Several years old, but shiny and pink and dentless like new, a sheltered pink baby that never grew up, a Peter Pan of a car, parked way down on the end where nobody could hurt it. The upholstery was pink. The carpeting was pink. The dashboard was pink. The gearshift knob was pink. I was afraid to look under the hood.

My joy at finding the car subsided at once: her registration was taped inside the front window, staring up at me in the face, the useless “121 Fuller” address thumbing its nose at me. It said, “Margaret Anne Baker,” and it said, “State of Iowa Motor Vehicle Licensing Bureau,” and “Port City” and sundry other bureaucratic bullshit, but nowhere did it say Apartment Number Such-and-Such.

What now? Back to pick a door and ask? I’d have to be careful how I went about it, as the laundry room and several windows were decorated with signs saying “No Solicitors Allowed,” warning that a city ordinance called for the immediate jailing of anyone practicing that forbidden art. I reminded myself not to spit on the sidewalk.
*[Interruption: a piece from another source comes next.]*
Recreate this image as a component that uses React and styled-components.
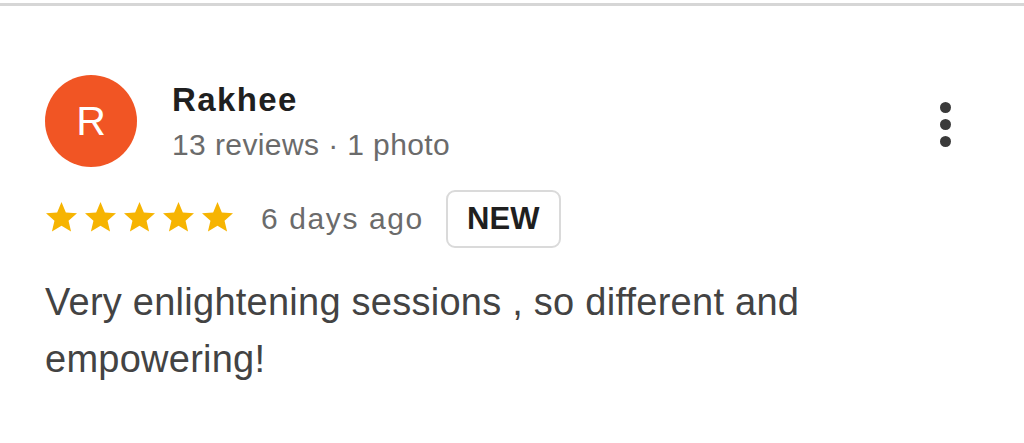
import React from "react";
import styled, { createGlobalStyle } from "styled-components";

const GlobalStyle = createGlobalStyle`
  html, body {
    margin: 0;
    padding: 0;
    background: #fff;
    font-family: "Liberation Sans", Arial, sans-serif;
  }
`;

const Page = styled.div`
  width: 1024px;
  height: 440px;
  overflow: hidden;
  background: #fff;
  border-top: 3px solid #d6d6d6;
  margin-top: 3px;
  box-sizing: border-box;
`;

const Card = styled.div`
  padding: 69px 46px 0 45px;
  display: flex;
  flex-direction: column;
`;

const Header = styled.div`
  display: flex;
  align-items: flex-start;
`;

const Avatar = styled.div`
  width: 92px;
  height: 92px;
  border-radius: 50%;
  background: ${(p) => p.color};
  color: #fff;
  display: flex;
  align-items: center;
  justify-content: center;
  font-size: 41px;
  flex-shrink: 0;
`;

const Who = styled.div`
  margin-left: 35px;
  display: flex;
  flex-direction: column;
  flex: 1;
`;

const Name = styled.div`
  font-size: 33px;
  font-weight: 700;
  color: #1f1f1f;
  line-height: 40px;
  margin-top: 5px;
  letter-spacing: 1.4px;
`;

const Meta = styled.div`
  font-size: 30px;
  color: #6b6b6b;
  line-height: 40px;
  margin-top: 5px;
  letter-spacing: 0.4px;
`;

const MenuButton = styled.div`
  display: flex;
  flex-direction: column;
  gap: 6px;
  margin-top: 27px;
  margin-right: 27px;
`;

const Dot = styled.span`
  width: 11px;
  height: 11px;
  border-radius: 50%;
  background: #3a3a3a;
`;

const RatingRow = styled.div`
  display: flex;
  align-items: center;
  margin-top: 23px;
`;

const Stars = styled.div`
  display: flex;
  gap: 8px;
  margin-left: 1px;
  margin-bottom: 5px;
`;

const Ago = styled.span`
  font-size: 30px;
  color: #6b6b6b;
  margin-left: 28px;
  letter-spacing: 1.6px;
`;

const Badge = styled.span`
  margin-left: 22px;
  border: 2px solid #dadada;
  border-radius: 9px;
  box-sizing: border-box;
  width: 115px;
  height: 58px;
  display: flex;
  align-items: center;
  justify-content: center;
  font-size: 31px;
  font-weight: 700;
  color: #1f1f1f;
`;

const Body = styled.p`
  margin: 26px 0 0 0;
  font-size: 38px;
  line-height: 57px;
  color: #434343;
  max-width: 820px;
  letter-spacing: 0.25px;
`;

const Star = () => (
  <svg width="31" height="30" viewBox="2 2 20 19.2">
    <path
      fill="#f6b402"
      d="M12 17.27L18.18 21l-1.64-7.03L22 9.24l-7.19-.61L12 2 9.19 8.63 2 9.24l5.46 4.73L5.82 21z"
    />
  </svg>
);

export default function App() {
  return (
    <>
      <GlobalStyle />
      <Page>
        <Card>
          <Header>
            <Avatar color="#f15524">R</Avatar>
            <Who>
              <Name>Rakhee</Name>
              <Meta>13 reviews · 1 photo</Meta>
            </Who>
            <MenuButton>
              <Dot />
              <Dot />
              <Dot />
            </MenuButton>
          </Header>
          <RatingRow>
            <Stars>
              {[0, 1, 2, 3, 4].map((i) => (
                <Star key={i} />
              ))}
            </Stars>
            <Ago>6 days ago</Ago>
            <Badge>NEW</Badge>
          </RatingRow>
          <Body>Very enlightening sessions , so different and empowering!</Body>
        </Card>
      </Page>
    </>
  );
}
I was one hell of a fine detective.

So I wandered back to my car, head hanging low, to regroup my thoughts. I’d intended getting at Raymond Springborn via an indirect route, namely Peg Baker. Just how I would do that, I didn’t know; I would improvise, as time allowed for nothing but improvisation, and then what else could I have done but improvise, never having done this sort of thing before. My only other option would be a frontal approach with Springborn, and what with the body of his murdered brother-in-law Albert Leroy just fresh found, now was a decidedly bad moment to approach Springborn frontally. I could picture myself dropping in on the mournful family, perhaps while Springborn was gathering the sympathies of the Port City Chief of Police. Such a situation could bring up some embarrassing questions, such as, “Who are you?” or “What are you doing here?”

I sat in the Ford, slouched down, trying to think. For two cents I would’ve gone to sleep. For three cents I would’ve never waked up. I kept trying to think, trying. I couldn’t. Maybe Broker was right, maybe I was being an ass, maybe I should give it up. My initial feeling of indignant rage had dissipated by this time. I felt crumpled, like an empty paper cup, used, emptied, discarded.